Miller also has been nominated to be the Philadelphia shipyard's new chairman, succeeding Karl Erik Kjelstad, who plans to resign at the annual meeting April 5 in Oslo, Norway.

In a statement, Kristian Rokke said he was "looking forward to working together with the strong management team" and with the Philadelphia Metal Trades Council, which represents 11 unions, "to meet the challenges going forward." He was unavailable for an interview.

Rokke, a U.S. citizen, majored in economics and mathematics at Colby College in Maine, and studied at the London School of Economics and Political Science and the Norwegian School of Management.

He comes from a shipbuilding background. His father owned successful shipyards in Europe before becoming majority owner of Kvaerner shipyard, now Aker, in the early 2000s.

Kjell Rokke began his career as a deckhand on a fishing boat in Alaskan waters and went on to build a successful 17-vessel fishing fleet.

The elder Rokke at one time owned more than half the shares in a $6 billion empire with 40,000 employees engaged in shipbuilding, engineering, fishing, real estate, satellite launching, and other endeavors, according to a published report in The Inquirer.

As CEO, Kristian Rokke will lead the transition of the shipyard to win new orders to build oceangoing commercial vessels under the U.S. Jones Act, particularly container ships, dry cargo vessels, and barges "which are expected to be key future markets," the company said.

The 90-year-old Jones Act requires U.S.-made and -operated vessels to transport goods between U.S. ports.

"Kristian Rokke has been instrumental in the successful construction and delivery of the 12 product tanker series," Miller said. "We know each other well and we will work together to ensure a smooth transition."

Gov.

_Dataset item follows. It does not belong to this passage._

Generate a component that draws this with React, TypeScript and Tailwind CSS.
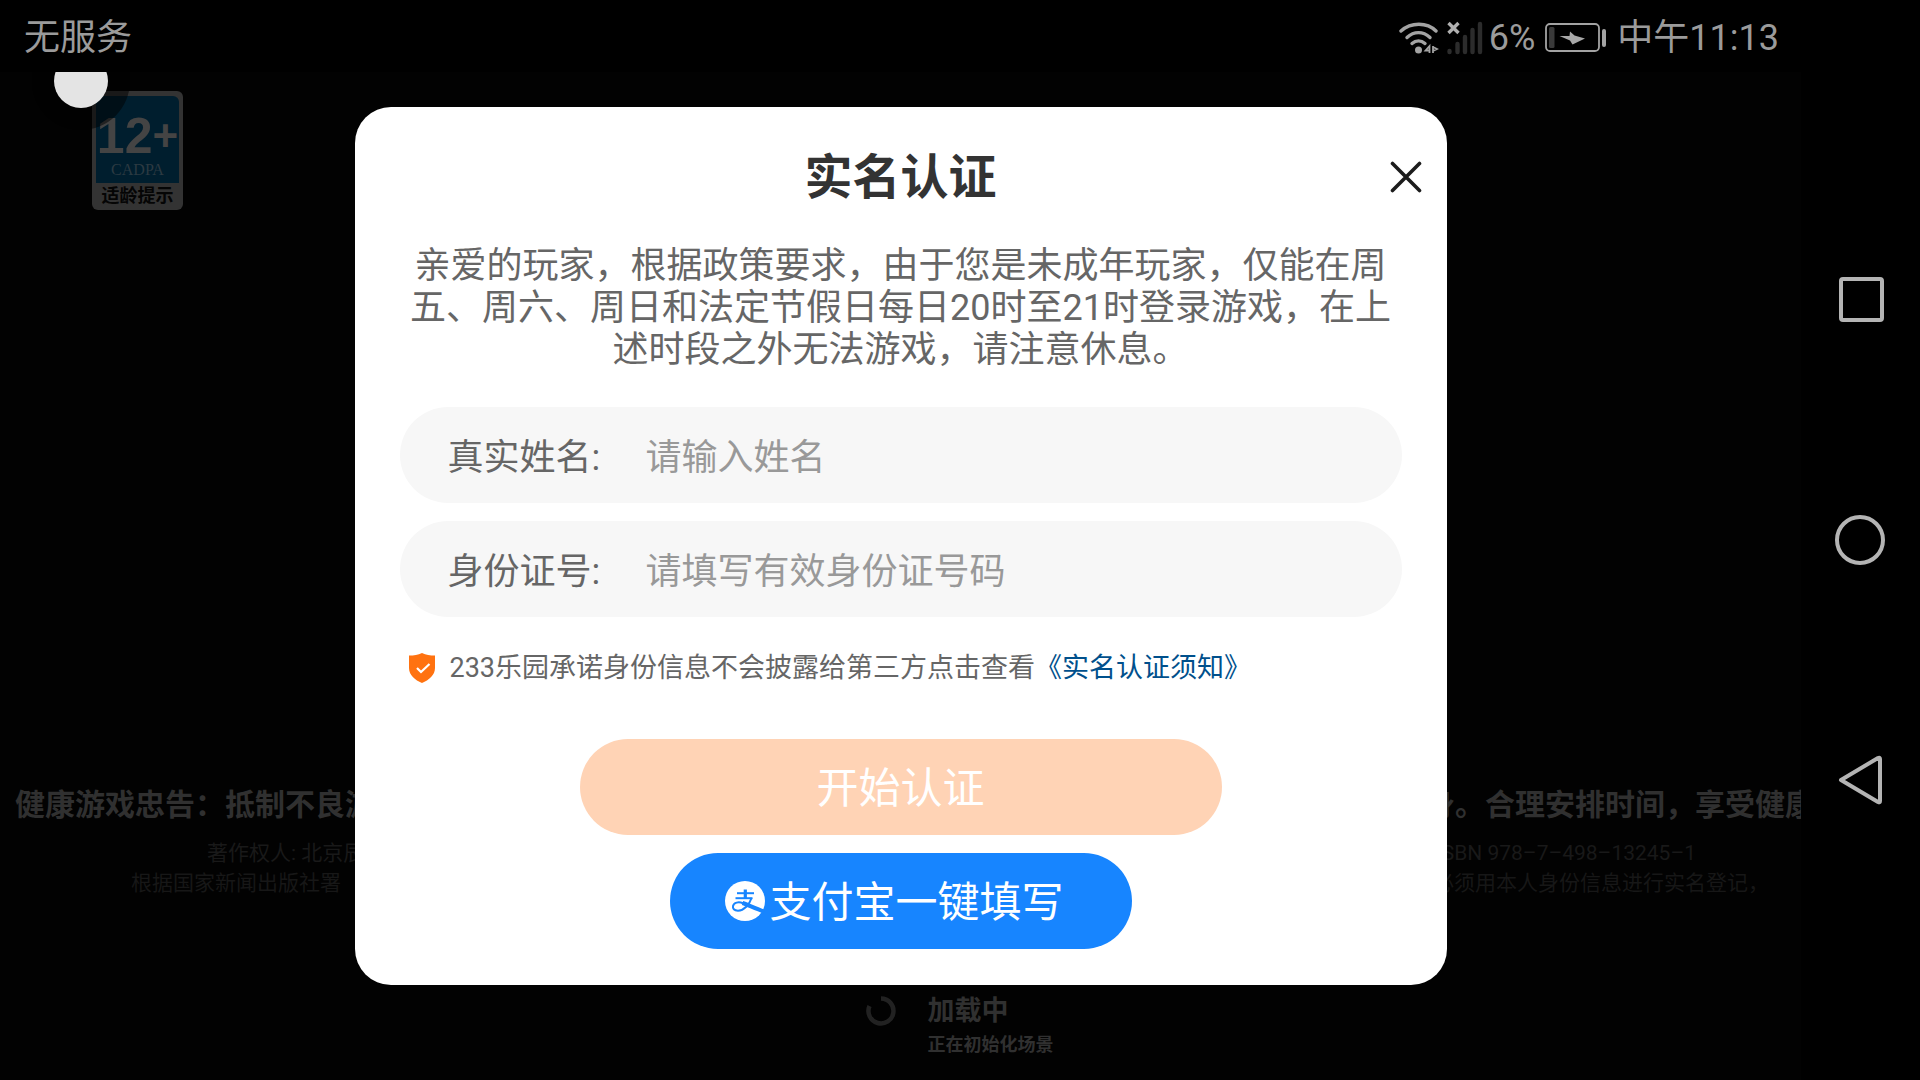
import { useState } from 'react'

function WifiIcon() {
  return (
    <svg width="40" height="34" viewBox="0 0 40 34" fill="none" stroke="#a3a3a3" strokeWidth="3.4" strokeLinecap="round">
      <path d="M2 10C12 1 28 1 37 10" />
      <path d="M8 16.500C15 10 24 10 31 16.500" />
      <path d="M13 22.500C17 19 22 19 26 22.500" />
      <circle cx="19.500" cy="29" r="3.500" fill="#a3a3a3" stroke="none" />
      <path d="M30.500 32V25L26.500 29.500H30M34 25V32M34 26L38 28L34 30" strokeWidth="1.800" strokeLinecap="butt" />
    </svg>
  )
}

function SignalIcon() {
  return (
    <svg width="36" height="34" viewBox="0 0 36 34" fill="none" strokeLinecap="round">
      <g stroke="#2c2c2c" strokeWidth="4.400">
        <path d="M2.500 30V31" />
        <path d="M10.500 23V31" />
        <path d="M18 16V31" />
        <path d="M25.500 9V31" />
        <path d="M33 3V31" />
      </g>
      <path d="M1.500 2L11.500 12M11.500 2L1.500 12" stroke="#b0b0b0" strokeWidth="3.400" strokeLinecap="butt" />
    </svg>
  )
}

function BatteryIcon() {
  return (
    <svg width="62" height="30" viewBox="0 0 62 30" fill="none">
      <rect x="1" y="1" width="53" height="27" rx="4" stroke="#a3a3a3" strokeWidth="1.800" />
      <rect x="4" y="4" width="5.500" height="21" rx="1.500" fill="#3a3a3a" />
      <rect x="57" y="6" width="4" height="18" rx="2" fill="#a3a3a3" />
      <path d="M14.500 13L25 17.500L27.500 21.500L40 15.500L29.500 12.500L25 8.500L24.500 13Z" fill="#a8a8a8" />
    </svg>
  )
}

function StatusBar() {
  return (
    <header className="flex h-[72px] shrink-0 items-center justify-between bg-black pl-6 pr-[22px] pt-1 text-[36px] leading-[42px] text-[#9b9b9b]">
      <span>无服务</span>
      <div className="flex items-center">
        <WifiIcon />
        <span className="ml-2">
          <SignalIcon />
        </span>
        <span className="ml-1.5">6%</span>
        <span className="ml-2.5">
          <BatteryIcon />
        </span>
        <span className="ml-2.5">中午11:13</span>
      </div>
    </header>
  )
}

function AgeBadge() {
  return (
    <div className="ml-[92px] mt-[19px] flex h-[119px] w-[91px] flex-col items-center rounded-md bg-[#333333] px-1 pt-[5px]">
      <div className="flex h-[87px] w-full flex-col items-center rounded-t-md bg-[#001e2e] pt-4 text-[#444444]">
        <div className="flex items-center font-['Liberation_Sans'] font-bold leading-[48px]">
          <span className="text-[50px]">12</span>
          <span className="text-[44px]">+</span>
        </div>
        <div className="font-['Liberation_Serif'] text-[16px] leading-[20px] text-[#2c3a42]">CADPA</div>
      </div>
      <div className="text-[18px] font-bold leading-[26px] text-[#050505]">适龄提示</div>
    </div>
  )
}

function GameScreen() {
  return (
    <div className="flex h-full flex-col whitespace-nowrap">
      <AgeBadge />
      <div className="mt-auto flex justify-between pl-[15px] text-[30px] font-bold leading-[42px] text-[#303030]">
        <span>健康游戏忠告：抵制不良游</span>
        <span className="w-[376px] overflow-hidden">身。合理安排时间，享受健康</span>
      </div>
      <div className="mt-3 flex justify-between pl-[207px] pr-[105px] text-[21px] leading-[30px] text-[#191919]">
        <span>著作权人: 北京辰</span>
        <span>ISBN 978–7–498–13245–1</span>
      </div>
      <div className="flex justify-between pl-[131px] pr-8 text-[21px] leading-[30px] text-[#171717]">
        <span>根据国家新闻出版社署（</span>
        <span>必须用本人身份信息进行实名登记，</span>
      </div>
      <div className="mt-[94px] flex justify-center gap-8 pb-5 pl-[118px] font-bold text-[#303030]">
        <svg className="mt-1" width="30" height="30" viewBox="0 0 30 30" fill="none">
          <path d="M15 2.500A12.500 12.500 0 1 1 3.500 10" stroke="#222222" strokeWidth="4.500" />
        </svg>
        <div>
          <div className="text-[27px] leading-[38px]">加载中</div>
          <div className="text-[18px] leading-[30px]">正在初始化场景</div>
        </div>
      </div>
    </div>
  )
}

function ShieldIcon() {
  return (
    <svg className="shrink-0" width="26" height="30" viewBox="0 0 26 30" fill="none">
      <path d="M13 0C17 2 21 2.500 26 2.500V15C26 22 20 27 13 30C6 27 0 22 0 15V2.500C5 2.500 9 2 13 0Z" fill="#ff7210" />
      <path d="M8 15L12 19L20.500 11" stroke="#ffffff" strokeWidth="2.200" />
    </svg>
  )
}

function AlipayIcon() {
  return (
    <svg className="shrink-0" width="40" height="40" viewBox="0 0 40 40" fill="none">
      <circle cx="20" cy="20" r="20" fill="#ffffff" />
      <g stroke="#1785ff">
        <path d="M12 12.200H29" strokeWidth="2" />
        <path d="M20.300 8.500V17.500" strokeWidth="3.200" />
        <path d="M10.500 17.200H27.500" strokeWidth="2" />
        <path d="M26.500 17C24.500 23.500 19 29.700 13 29.700C9 29.700 7.500 27.500 8 25C8.800 21.500 13.500 20.500 18 22.200" strokeWidth="2" />
        <path d="M17.500 22C24 24.300 31 28 39 30.500" strokeWidth="4" />
      </g>
    </svg>
  )
}

type FieldProps = {
  id: string
  label: string
  placeholder: string
  value: string
  onChange: (v: string) => void
}

function Field({ id, label, placeholder, value, onChange }: FieldProps) {
  return (
    <div className="flex h-24 items-center rounded-full bg-[#f7f7f7] px-12 pt-1.5 text-[36px] leading-[48px]">
      <label htmlFor={id} className="w-[198px] shrink-0 text-[#666666]">
        {label}
      </label>
      <input
        id={id}
        type="text"
        value={value}
        placeholder={placeholder}
        onChange={(e) => onChange(e.target.value)}
        className="h-12 min-w-0 flex-1 bg-transparent text-[#333333] outline-none placeholder:text-[#999999]"
      />
    </div>
  )
}

function VerifyDialog() {
  const [name, setName] = useState('')
  const [idNumber, setIdNumber] = useState('')

  return (
    <div role="dialog" aria-labelledby="dialog-title" className="relative w-[1092px] max-w-full rounded-[36px] bg-white px-[45px] pb-9 pt-[47px]">
      <h1 id="dialog-title" className="text-center text-[48px] font-bold leading-[48px] text-[#333333]">
        实名认证
      </h1>
      <button type="button" aria-label="关闭" className="absolute right-[25px] top-[54px]">
        <svg width="32" height="32" viewBox="0 0 32 32" fill="none" stroke="#1c1c1c" strokeWidth="3.600" strokeLinecap="round">
          <path d="M2.500 2.500L29.500 29.500M29.500 2.500L2.500 29.500" />
        </svg>
      </button>

      <p className="mt-[43px] text-center text-[36px] leading-[42px] text-[#666666]">
        亲爱的玩家，根据政策要求，由于您是未成年玩家，仅能在周五、周六、周日和法定节假日每日20时至21时登录游戏，在上述时段之外无法游戏，请注意休息。
      </p>

      <form className="mt-9 flex flex-col" onSubmit={(e) => e.preventDefault()}>
        <div className="flex flex-col gap-[18px]">
          <Field id="real-name" label="真实姓名:" placeholder="请输入姓名" value={name} onChange={setName} />
          <Field id="id-number" label="身份证号:" placeholder="请填写有效身份证号码" value={idNumber} onChange={setIdNumber} />
        </div>

        <div className="mt-[33px] flex items-center pl-[9px] text-[27px] leading-[36px] text-[#666666]">
          <ShieldIcon />
          <span className="ml-[15px]">233乐园承诺身份信息不会披露给第三方点击查看</span>
          <a href="#notice" className="text-[#00508c]">
            《实名认证须知》
          </a>
        </div>

        <div className="mt-[53px] flex flex-col items-center gap-[18px] text-[42px] leading-[48px] text-white">
          <button type="submit" className="h-24 w-[642px] rounded-full bg-[#ffd3b5] pt-1">
            开始认证
          </button>
          <button type="button" className="flex h-24 w-[462px] items-center justify-center gap-1 rounded-full bg-[#1785ff] pr-3">
            <AlipayIcon />
            <span className="pt-1">支付宝一键填写</span>
          </button>
        </div>
      </form>
    </div>
  )
}

function NavBar() {
  return (
    <nav className="flex w-[119px] shrink-0 flex-col items-center justify-center gap-[190px] bg-black pr-0.5">
      <button type="button" aria-label="最近任务">
        <svg width="50" height="50" viewBox="0 0 50 50" fill="none" stroke="#b4b4b4" strokeWidth="4">
          <rect x="6" y="4" width="41" height="41" rx="2" />
        </svg>
      </button>
      <button type="button" aria-label="主屏幕">
        <svg width="50" height="50" viewBox="0 0 50 50" fill="none" stroke="#b4b4b4" strokeWidth="4">
          <circle cx="25" cy="25" r="23" />
        </svg>
      </button>
      <button type="button" aria-label="返回">
        <svg width="50" height="50" viewBox="0 0 50 50" fill="none" stroke="#b4b4b4" strokeWidth="4" strokeLinejoin="round">
          <path d="M6 25L43 3Q45 2 45 4V46Q45 48 43 47Z" />
        </svg>
      </button>
    </nav>
  )
}

export default function App() {
  return (
    <div className="flex h-screen overflow-hidden bg-black font-['Roboto','Noto_Sans_CJK_SC',sans-serif]">
      <div className="flex min-w-0 flex-1 flex-col">
        <StatusBar />
        <main className="relative min-h-0 flex-1 overflow-hidden bg-[#020202]">
          <GameScreen />

          {/* floating assist ball, half hidden under the status bar */}
          <div className="absolute -top-10 left-8 flex size-[98px] items-center justify-center rounded-full bg-black/50">
            <div className="size-[54px] rounded-full bg-[#e4e4e4]" />
          </div>

          {/* dialog layer */}
          <div className="absolute inset-0 flex items-center justify-center pb-[60px]">
            <VerifyDialog />
          </div>
        </main>
      </div>
      <NavBar />
    </div>
  )
}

Corbett last month approved giving the shipyard $42 million in tax money to keep it operating and build two more ships on spec.

Under the terms, Aker ASA committed $210 million to complete the two oil tankers, even though no buyers are lined up, through its own equity and private construction financing.

Without the financing, the shipyard might have closed by July.

Aker, which once employed more than 1,000 at the Navy Yard, has laid off nearly 700 workers since July. In February, about 400 remained on the payroll.

Aker has built and sold 15 oceangoing commercial vessels. The 16th ship, which has a buyer, will be completed in May. Because of the economy and a downturn in shipbuilding, it has no new orders.